## GIVEN TASK
Count every line that includes the string "this" in the entries that follow. Nothing besides the number is needed.

## DATA FOR THE TASK

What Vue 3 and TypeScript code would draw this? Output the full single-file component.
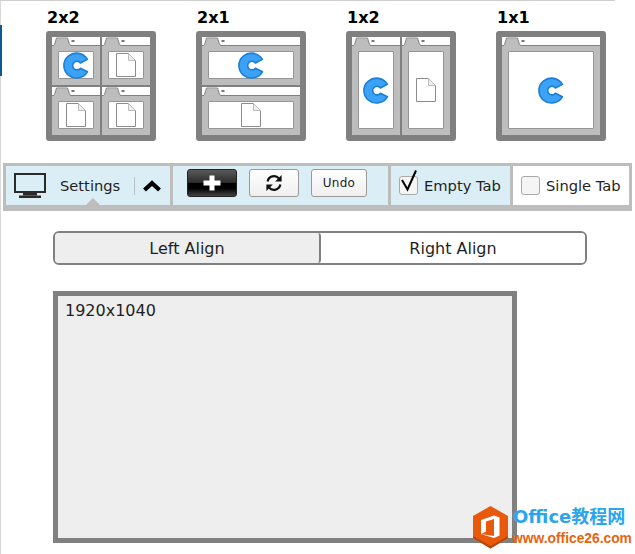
<script setup lang="ts">
type Pane = 'c' | 'doc'
interface Tile { label: string; cols: number; rows: number; panes: Pane[] }
const tiles: Tile[] = [
  { label: '2x2', cols: 2, rows: 2, panes: ['c', 'doc', 'doc', 'doc'] },
  { label: '2x1', cols: 1, rows: 2, panes: ['c', 'doc'] },
  { label: '1x2', cols: 2, rows: 1, panes: ['c', 'doc'] },
  { label: '1x1', cols: 1, rows: 1, panes: ['c'] },
]
</script>

<template>
  <div class="page">
    <i class="edge-top"></i>
    <i class="edge-left"></i>
    <i class="edge-blue"></i>

    <section class="tiles">
      <div v-for="t in tiles" :key="t.label" class="tile">
        <div class="tile-label">{{ t.label }}</div>
        <div class="tile-box" :style="{ gridTemplateColumns: `repeat(${t.cols}, 1fr)`, gridTemplateRows: `repeat(${t.rows}, 1fr)` }">
          <div v-for="(p, i) in t.panes" :key="i" class="pane">
            <div class="strip">
              <svg width="30" height="9" viewBox="0 0 30 9" class="tab">
                <path d="M1.5 10 L1.5 8.5 L2.5 8 L4.5 1.5 L15.5 1.5 L17.5 8 L19 8.5 L19 10 Z" fill="#bdbdbd" />
                <path d="M0 8.5 L1.5 8.5 L2.5 7.5 L4.5 1 L15.5 1 L17.5 7.5 L19 8.5" fill="none" stroke="#808080" stroke-width="1" />
                <rect x="19.5" y="3" width="3" height="2" fill="#777" />
              </svg>
            </div>
            <div class="pane-body">
              <div class="frame">
                <svg v-if="p === 'c'" width="28" height="27" viewBox="-1 -1 28 27">
                  <path d="M24.4 6.4 A12.6 12.4 0 1 0 24.4 18.8 L17.4 15.2 A4.3 4.3 0 1 1 17.4 10 Z" fill="#3ba2f7" stroke="#1c7fd6" stroke-width="1.6" stroke-linejoin="round" />
                </svg>
                <svg v-else width="20" height="24" viewBox="0 0 20 24">
                  <path d="M.5 .5 H12.5 L19.5 7.5 V23.5 H.5 Z" fill="#fff" stroke="#8c8c8c" />
                  <path d="M12.5 .5 V7.5 H19.5" fill="#eee" stroke="#bbb" />
                </svg>
              </div>
            </div>
          </div>
        </div>
      </div>
    </section>

    <section class="toolbar">
      <div class="group settings">
        <svg class="monitor" width="32" height="25" viewBox="0 0 32 25">
          <rect x="1" y="1" width="30" height="18" fill="none" stroke="#2a2a2a" stroke-width="2" />
          <rect x="9" y="20" width="14" height="2.5" fill="#2a2a2a" />
          <rect x="5" y="22.5" width="22" height="2.5" fill="#2a2a2a" />
        </svg>
        <span class="settings-text">Settings</span>
        <span class="vsep"></span>
        <svg class="chev" width="18" height="12" viewBox="0 0 18 12">
          <path d="M1.5 10 L9 3.2 L16.5 10" fill="none" stroke="#000" stroke-width="4.2" stroke-linejoin="miter" />
        </svg>
        <i class="notch"></i>
      </div>
      <div class="group actions">
        <button class="btn-add" type="button">
          <svg width="18" height="16" viewBox="0 0 18 16">
            <path d="M6.5 .5 H11.5 V5.5 H17.5 V10.5 H11.5 V15.5 H6.5 V10.5 H.5 V5.5 H6.5 Z" fill="#fff" />
          </svg>
        </button>
        <button class="btn-light btn-refresh" type="button">
          <svg width="18" height="18" viewBox="0 0 18 18">
            <path d="M2.6 7.5 A6.6 6.6 0 0 1 14 4.4" fill="none" stroke="#111" stroke-width="2.2" />
            <path d="M16.6 1 V7.4 H10.2 Z" fill="#111" />
            <path d="M15.4 10.5 A6.6 6.6 0 0 1 4 13.6" fill="none" stroke="#111" stroke-width="2.2" />
            <path d="M1.4 17 V10.6 H7.8 Z" fill="#111" />
          </svg>
        </button>
        <button class="btn-light btn-undo" type="button">Undo</button>
      </div>
      <label class="group check active">
        <span class="box">
          <svg width="22" height="28" viewBox="0 0 22 28">
            <path d="M5 13 L10.5 22.5 L19 3.5" fill="none" stroke="#000" stroke-width="2" />
          </svg>
        </span>
        <span class="check-text">Empty Tab</span>
      </label>
      <label class="group check plain">
        <span class="box"></span>
        <span class="check-text">Single Tab</span>
      </label>
    </section>

    <section class="segment">
      <button class="seg seg-on" type="button">Left Align</button>
      <button class="seg" type="button">Right Align</button>
    </section>

    <section class="screen">1920x1040</section>

    <div class="mark">
      <svg width="37" height="44" viewBox="0 0 37 44">
        <path d="M18.5 1 L36 11 V33 L18.5 43.5 L1 33 V11 Z" fill="#e8590c" />
        <path d="M1 33 L18.5 43.5 L36 33 V31 L18.5 41 L1 31 Z" fill="#b8450a" />
        <path d="M9 15 L22 10.5 L27.5 12.5 V30.5 L22 33 L9 29 L22 31 V14 L14 16.5 V26.5 L9 29 Z" fill="#fff" />
      </svg>
      <div class="mark-text">
        <div class="mark-top">Office教程网</div>
        <div class="mark-url">www.office26.com</div>
      </div>
    </div>
  </div>
</template>

<style scoped>
.page {
  position: relative;
  width: 635px;
  height: 554px;
  overflow: hidden;
  background: #fff;
  color: #1f1f1f;
  font-family: "DejaVu Sans", Verdana, sans-serif;
  padding-top: 8px;
  box-sizing: border-box;
}
.edge-top { position: absolute; left: 0; top: 0; width: 615px; height: 1px; background: #cfcfcf; }
.edge-left { position: absolute; left: 0; top: 0; width: 1px; height: 554px; background: #d8d8d8; }
.edge-blue { position: absolute; left: 0; top: 25px; width: 2px; height: 51px; background: #0b5a96; }

.tiles { display: flex; gap: 40px; padding-left: 46px; }
.tile { width: 110px; }
.tile-label { height: 23px; padding-left: 1px; font-size: 16px; line-height: 19px; font-weight: 700; color: #000; }
.tile-box {
  display: grid;
  gap: 2px;
  width: 110px;
  height: 110px;
  box-sizing: border-box;
  border: 6px solid #808080;
  border-radius: 3px;
  background: #808080;
}
.pane { display: flex; flex-direction: column; min-width: 0; min-height: 0; background: #bdbdbd; }
.strip { height: 9px; flex: none; box-sizing: border-box; background: #fff; border-bottom: 1px solid #808080; }
.tab { display: block; overflow: visible; }
.pane-body { flex: 1; min-height: 0; display: flex; padding: 5px 6px 6px; }
.frame {
  flex: 1;
  display: flex;
  align-items: center;
  justify-content: center;
  background: #fff;
  border: 1px solid #969696;
  border-radius: 1px;
  min-width: 0;
}

.toolbar {
  display: flex;
  gap: 3px;
  width: 629px;
  height: 48px;
  margin: 22px 0 0 3px;
  box-sizing: border-box;
  padding: 3px 3px 6px;
  background: #bdbdbd;
  font-size: 14.7px;
}
.group { display: flex; align-items: center; background: #dceef5; }
.settings { position: relative; width: 164px; padding-left: 8px; box-sizing: border-box; }
.settings-text { margin: 0 0 1px 14px; width: 74px; }
.vsep { width: 1px; height: 18px; background: #b5c2c8; }
.chev { margin-left: 8px; }
.notch {
  position: absolute;
  left: 80px;
  bottom: 0;
  width: 0;
  height: 0;
  border-left: 7px solid transparent;
  border-right: 7px solid transparent;
  border-bottom: 7px solid #bdbdbd;
}
.actions { width: 215px; box-sizing: border-box; padding: 0 0 5px 14px; gap: 12px; }
button { font-family: inherit; color: inherit; padding: 0; margin: 0; }
.btn-add {
  display: flex;
  align-items: center;
  justify-content: center;
  width: 50px;
  height: 28px;
  border: 1px solid #222;
  border-radius: 3px;
  background: linear-gradient(#5a5a5a 0%, #2c2c2c 48%, #000 52%, #000 70%, #444 100%);
}
.btn-light {
  height: 28px;
  border: 1px solid #9a9a9a;
  border-radius: 3px;
  background: linear-gradient(#fff, #efefef);
}
.btn-refresh { display: flex; align-items: center; justify-content: center; width: 50px; }
.btn-undo { width: 56px; font-size: 12px; letter-spacing: .3px; }
.check { box-sizing: border-box; gap: 6px; }
.check-text { margin-bottom: 1px; }
.active { width: 119px; padding-left: 8px; }
.plain { width: 116px; padding-left: 8px; background: #fff; }
.box {
  position: relative;
  width: 19px;
  height: 19px;
  flex: none;
  box-sizing: border-box;
  border: 1px solid #aaa;
  border-radius: 3px;
  background: #f5f5f5;
}
.box svg { position: absolute; left: -3px; top: -10px; }

.segment {
  display: flex;
  width: 534px;
  height: 34px;
  margin: 20px 0 0 53px;
  box-sizing: border-box;
  border: 2px solid #808080;
  border-radius: 6px;
  overflow: hidden;
}
.seg {
  flex: 1;
  min-width: 0;
  border: 0;
  background: #fff;
  font-size: 16px;
}
.seg-on { background: #eee; border-right: 2px solid #808080; border-radius: 0 3px 3px 0; }

.screen {
  width: 464px;
  height: 252px;
  margin: 26px 0 0 53px;
  box-sizing: border-box;
  padding: 5px 7px;
  border: 5px solid #808080;
  background: #eee;
  font-size: 16px;
  line-height: 19px;
}

.mark { position: absolute; left: 472px; top: 505px; display: flex; gap: 3px; }
.mark-top {
  margin-left: 1px;
  font-family: "DejaVu Sans", "Noto Sans CJK SC", sans-serif;
  font-size: 18px;
  line-height: 24px;
  font-weight: 700;
  color: #2ba6ee;
  white-space: nowrap;
}
.mark-url {
  font-family: "Liberation Sans", sans-serif;
  font-size: 13.8px;
  line-height: 17px;
  margin-top: 1px;
  font-weight: 700;
  color: #e8640f;
  white-space: nowrap;
}
</style>
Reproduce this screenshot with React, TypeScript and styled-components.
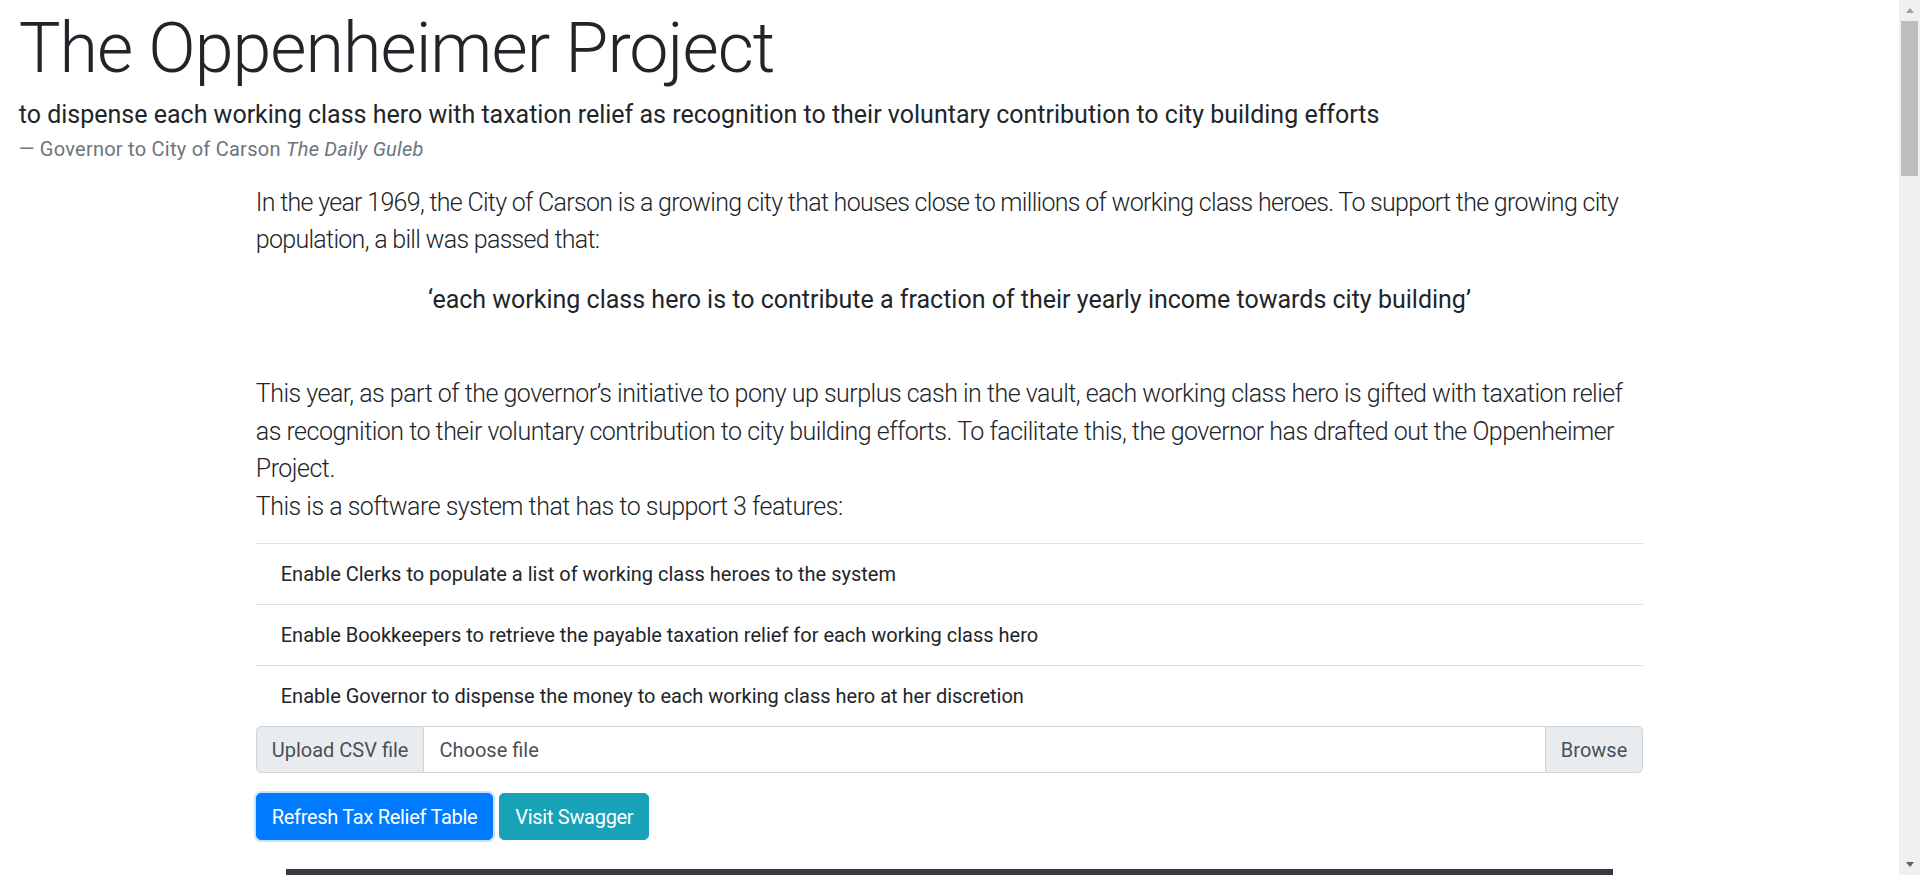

## SOLUTION BELOW
2